Car c'est sur la marge d'indécision qu'il faut se concentrer, sur ce qui n'est pas déterminé et qui relève de mes choix au moment même où j'agis.
Matteo Treleani disait, lors de la dernière séance du séminaire sur l'éditorialisation, que les webdocs transforment l'usager en automate car ils préprogramment ses actions. Cela est vrai d'une part et faux de l'autre. C'est vrai comme il est vrai qu'une chaise préprogramme mes actions : elle me demande de m'asseoir. C'est faut parce que le contexte architectural laisse toujours une marge d'indécision - dans un webdoc, je peux par exemple abandonner la page où je suis pour approfondir le sujet sur Wikipédia ou ailleurs et ensuite revenir au webdoc. Je peux aussi - plus difficilement, mais je peux le faire - copier les contenus pour les restructurer et produire mon propre webdoc.

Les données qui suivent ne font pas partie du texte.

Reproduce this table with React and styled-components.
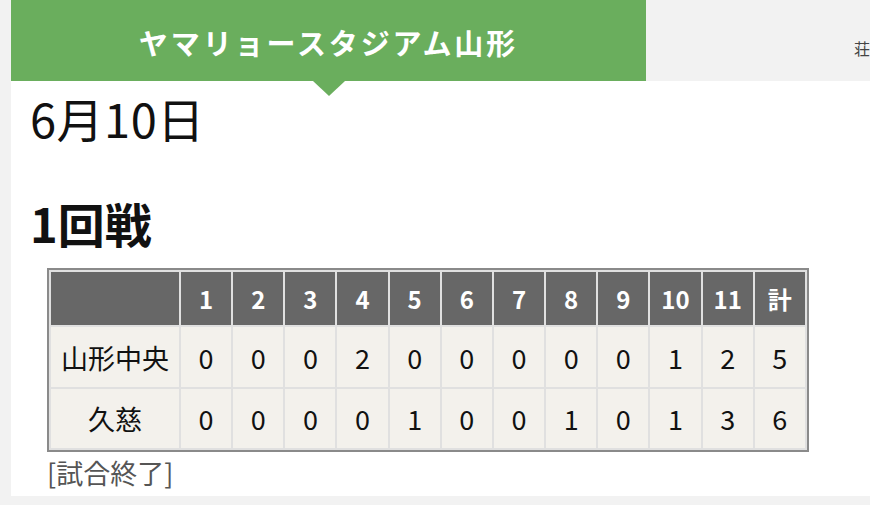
import React from 'react';
import styled, { createGlobalStyle } from 'styled-components';

const GlobalStyle = createGlobalStyle`
  html, body {
    margin: 0;
    padding: 0;
    background: #f2f2f2;
    overflow: hidden;
  }
  body {
    font-family: "Noto Sans CJK JP", "Noto Sans", sans-serif;
    color: #111;
  }
`;

const Page = styled.div`
  width: 1281px;
  padding-left: 11px;
`;

const TabBar = styled.div`
  display: flex;
  height: 81px;
`;

const Tab = styled.div`
  position: relative;
  flex: 0 0 635px;
  display: flex;
  align-items: center;
  justify-content: ${props => (props.active ? 'center' : 'flex-start')};
  padding-left: ${props => (props.active ? '0' : '208px')};
  background: ${props => (props.active ? '#6aae5d' : '#f2f2f2')};
  color: ${props => (props.active ? '#fff' : '#444')};
  font-size: ${props => (props.active ? '29px' : '16px')};
  font-weight: ${props => (props.active ? 700 : 400)};
  letter-spacing: ${props => (props.active ? '2.9px' : '1px')};
  padding-top: ${props => (props.active ? '2px' : '14px')};
  box-sizing: border-box;
  white-space: nowrap;

  ${props => props.active && `
    &:after {
      content: '';
      position: absolute;
      left: 50%;
      bottom: -15px;
      margin-left: -16px;
      border-left: 16px solid transparent;
      border-right: 16px solid transparent;
      border-top: 15px solid #6aae5d;
    }
  `}
`;

const Panel = styled.div`
  background: #fff;
  padding: 9px 0 4px 19px;
`;

const DateTitle = styled.div`
  font-size: 47px;
  font-weight: 400;
  line-height: 56px;
  letter-spacing: 0.5px;
`;

const RoundTitle = styled.h2`
  margin: 49px 0 0;
  font-size: 47px;
  font-weight: 700;
  line-height: 56px;
`;

const Score = styled.table`
  width: 762px;
  margin: 17px 0 0 17px;
  border: 2px solid #8a8a8a;
  border-collapse: separate;
  border-spacing: 2px;
  background: #e0e0e0;
  table-layout: fixed;
`;

const HeadCell = styled.th`
  background: #676767;
  color: #fff;
  font-size: 24px;
  font-weight: 700;
  height: 53px;
  padding: 0;
  width: ${props => (props.team ? '128px' : 'auto')};
  text-align: center;
`;

const Cell = styled.td`
  background: #f3f1ec;
  font-size: 27px;
  height: ${props => props.h}px;
  padding: 0;
  text-align: center;
  color: #111;
`;

const Status = styled.div`
  margin: 2px 0 0 17px;
  font-size: 27px;
  color: #555;
  line-height: 38px;
`;

const innings = ['1', '2', '3', '4', '5', '6', '7', '8', '9', '10', '11', '計'];

const rows = [
  { team: '山形中央', scores: [0, 0, 0, 2, 0, 0, 0, 0, 0, 1, 2, 5], h: 60 },
  { team: '久慈', scores: [0, 0, 0, 0, 1, 0, 0, 1, 0, 1, 3, 6], h: 59 },
];

export default function App() {
  return (
    <>
      <GlobalStyle />
      <Page>
        <TabBar>
          <Tab active>ヤマリョースタジアム山形</Tab>
          <Tab>荘内銀行・日新製薬スタジアムやまがた</Tab>
        </TabBar>
        <Panel>
          <DateTitle>6月10日</DateTitle>
          <RoundTitle>1回戦</RoundTitle>
          <Score>
            <thead>
              <tr>
                <HeadCell team />
                {innings.map(i => (
                  <HeadCell key={i}>{i}</HeadCell>
                ))}
              </tr>
            </thead>
            <tbody>
              {rows.map(r => (
                <tr key={r.team}>
                  <Cell h={r.h}>{r.team}</Cell>
                  {r.scores.map((s, idx) => (
                    <Cell key={idx} h={r.h}>{s}</Cell>
                  ))}
                </tr>
              ))}
            </tbody>
          </Score>
          <Status>[試合終了]</Status>
        </Panel>
      </Page>
    </>
  );
}
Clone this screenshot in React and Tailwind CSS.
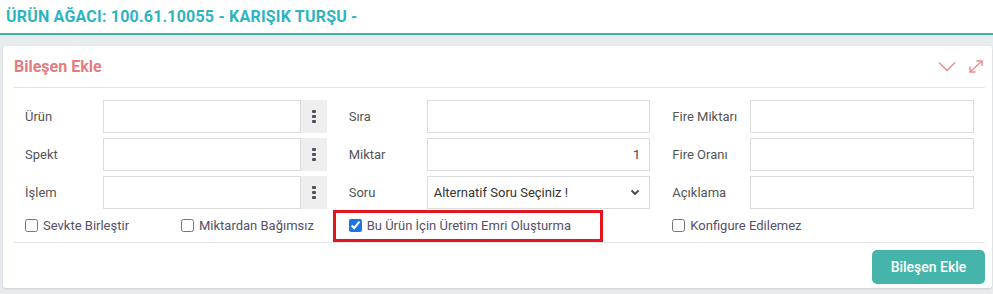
import React from "react";

const Kebab = () => (
  <div className="flex flex-col items-center gap-[2px]">
    <span className="w-[4px] h-[3px] rounded-[1px] bg-[#4b5260]" />
    <span className="w-[4px] h-[3px] rounded-[1px] bg-[#4b5260]" />
    <span className="w-[4px] h-[3px] rounded-[1px] bg-[#4b5260]" />
  </div>
);

const Field = ({ label, children }) => (
  <div className="flex items-center h-[33px]">
    <label className="w-[78px] shrink-0 text-[13px] text-[#555]">{label}</label>
    {children}
  </div>
);

const TextBox = ({ value = "", right = false }) => (
  <div
    className={
      "flex-1 h-[33px] border border-[#dcdcdc] bg-white flex items-center px-[9px] text-[13px] text-[#444] " +
      (right ? "justify-end" : "")
    }
  >
    {value}
  </div>
);

const LookupBox = () => (
  <div className="flex-1 flex h-[33px]">
    <div className="flex-1 border border-[#dcdcdc] bg-white" />
    <div className="w-[26px] bg-[#eeeeee] flex items-center justify-center">
      <Kebab />
    </div>
  </div>
);

const Check = ({ label, checked = false }) => (
  <label className="flex items-center gap-[5px] text-[13px] text-[#55506a]">
    <input
      type="checkbox"
      defaultChecked={checked}
      className="w-[13px] h-[13px] m-0 accent-[#1a73e8]"
    />
    {label}
  </label>
);

export default function App() {
  return (
    <div className="w-full h-[294px] overflow-hidden bg-[#e9ecef] font-['Roboto',sans-serif]">
      <div className="h-[35px] bg-white border-b-2 border-[#3db5a3] px-[6px] flex items-center">
        <h1 className="text-[16px] font-bold text-[#2db4bf] tracking-[0.2px]">
          ÜRÜN AĞACI: 100.61.10055 - KARIŞIK TURŞU -
        </h1>
      </div>

      <div className="pt-[11px] pl-[3px] pr-[1px]">
        <div className="bg-white rounded-[3px] pl-[11px] pr-[7px] pb-[4px] shadow-sm">
          <div className="h-[42px] flex items-center justify-between border-b border-[#e3e3e3]">
            <h2 className="text-[16px] font-bold text-[#e47d80]">Bileşen Ekle</h2>
            <div className="flex items-center gap-[13px] pr-[2px]">
              <svg width="18" height="11" viewBox="0 0 18 11" fill="none">
                <path d="M1 1.5 L9 9.5 L17 1.5" stroke="#ec8a8c" strokeWidth="1.4" />
              </svg>
              <svg width="14" height="13" viewBox="0 0 14 13" fill="none">
                <path d="M1.5 11.5 L12.5 1.5" stroke="#ec8a8c" strokeWidth="1.4" />
                <path d="M7.5 1 L13 1 L13 6" stroke="#ec8a8c" strokeWidth="1.4" />
                <path d="M1 6.5 L1 12 L6.5 12" stroke="#ec8a8c" strokeWidth="1.4" />
              </svg>
            </div>
          </div>

          <div className="grid grid-cols-3 pt-[12px] border-b border-[#e3e3e3]">
            <div className="px-[11px] flex flex-col gap-[5px]">
              <Field label="Ürün"><LookupBox /></Field>
              <Field label="Spekt"><LookupBox /></Field>
              <Field label="İşlem"><LookupBox /></Field>
            </div>
            <div className="px-[11px] flex flex-col gap-[5px]">
              <Field label="Sıra"><TextBox /></Field>
              <Field label="Miktar"><TextBox value="1" right /></Field>
              <Field label="Soru">
                <div className="flex-1 h-[33px] border border-[#dcdcdc] bg-white flex items-center justify-between pl-[6px] pr-[9px] text-[13px] text-[#333]">
                  <span>Alternatif Soru Seçiniz !</span>
                  <svg width="10" height="7" viewBox="0 0 10 7" fill="none">
                    <path d="M1.5 1.5 L5 5 L8.5 1.5" stroke="#444" strokeWidth="1.8" />
                  </svg>
                </div>
              </Field>
            </div>
            <div className="px-[11px] flex flex-col gap-[5px]">
              <Field label="Fire Miktarı"><TextBox /></Field>
              <Field label="Fire Oranı"><TextBox /></Field>
              <Field label="Açıklama"><TextBox /></Field>
            </div>

            <div className="px-[11px] h-[33px] flex items-center">
              <div className="w-[156px]">
                <Check label="Sevkte Birleştir" />
              </div>
              <Check label="Miktardan Bağımsız" />
            </div>
            <div className="px-[11px] h-[33px] flex items-center relative">
              <Check label="Bu Ürün İçin Üretim Emri Oluşturma" checked />
              <div className="absolute left-[-5px] top-[1px] w-[270px] h-[32px] border-[3px] border-[#e3151f]" />
            </div>
            <div className="px-[11px] h-[33px] flex items-center">
              <Check label="Konfigure Edilemez" />
            </div>
          </div>

          <div className="flex justify-end pt-[7px]">
            <button className="w-[113px] h-[34px] rounded-[5px] bg-[#45b5ab] text-white text-[14px] font-medium">
              Bileşen Ekle
            </button>
          </div>
        </div>
      </div>
    </div>
  );
}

Ce que je veux dire est qu'il faut, à mon avis, toujours reconnaître ce qui est déterminé et qui ne peut être changé dans l'espace du web. Mais il faut se concentrer sur la primauté ontologique de l'action sur cette détermination. Car c'est cette primauté qui ouvre à ma liberté et à ma capacité d'action - et ma capacité d'action est tout ce que j'ai.
S'arrêter à la détermination est un grand risque politique : on risque d'assumer un "naturalisme technique" qui nous empêcherait d'aller au-delà des structures que la technique nous propose. Et on oublierait que ces structures acquièrent du sens et se reproduisent - ou perdent du sens et changent - selon notre façon d'agir et d'évoluer à l'intérieur de l'espace qu'elles agencent.
Même l'action d'un automate a quelque chose d'indéterminé, qui dépend du moment même où elle se produit - un grain de poussière peut l'arrêter ou la déformer. Il faut, à mon avis, se concentrer sur la virtualité de l'instant où les actions se produisent pour penser notre liberté. Si l'on se concentre sur ce qui est prédéterminé (et il y a toujours quelque chose de prédéterminé), l'action n'a plus de poids et ne peut jamais avoir de sens politique (il n'y a pas d'enjeux, ni de responsabilité). Se concentrer sur la performance permet d'habiter l'espace architectural comme un espace politique.